Animation is a form where innovation led to an explosion of energy, Reid Mitenbuler writes in his highly entertaining recent history of the early years of the form, Wild Minds.
Walt Disney became the biggest household name, but the likes of Tex Avery, Bob Clampett, Chuck Jones, Friz Freleng, Mel Blanc, Frank Tashlin and many more shaped the anarchic spirit of animation and shook up Disney’s tendency for stuffiness. The Looney Tunes may have been repetitive – coyote chases road runner, hunter chases duck, cat chases bird – but it was the ceaseless creative invention around the margins of these blueprints that still amuses today.

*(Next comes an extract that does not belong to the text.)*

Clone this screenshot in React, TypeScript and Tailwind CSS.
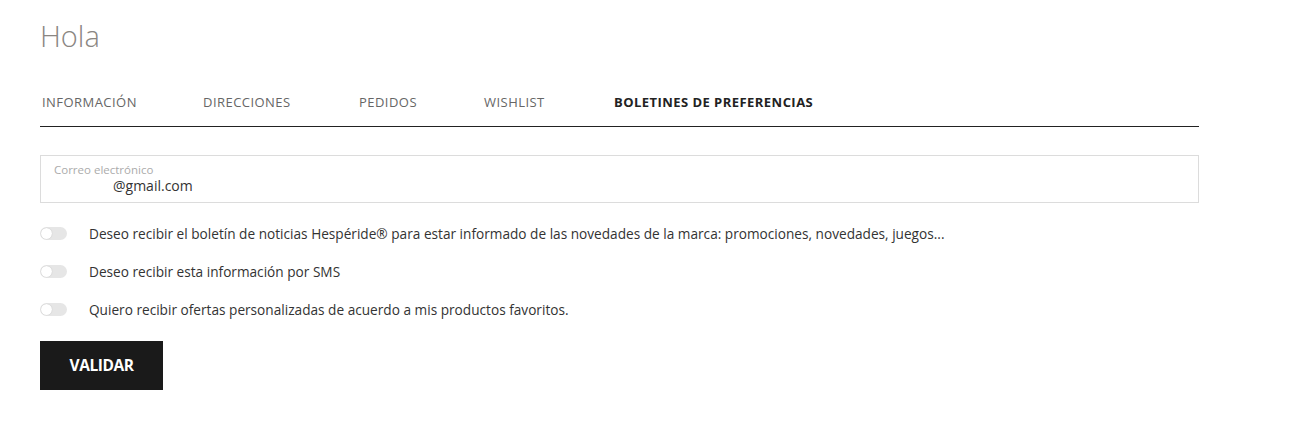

To get a real feeling for the artistry of these gents, watch some of a Looney Tunes cartoon some time frame by frame. (You can pull one up on YouTube and pause it, then press the “.” key to do just that.)
It’s astonishing to watch the carefully hand-drawn antic life in these drawings, more than 50 years on. No short-cuts, none of that partial animation that made my childhood “Super Friends” toons seem so static. In motion, these moments sometimes pass so quickly they’re as zippy as the Tasmanian Devil.
That didn’t stop the geniuses from labouring over every single line and contorted facial expression. Frozen in time, you see the craft that went into it all. That’s what makes them art.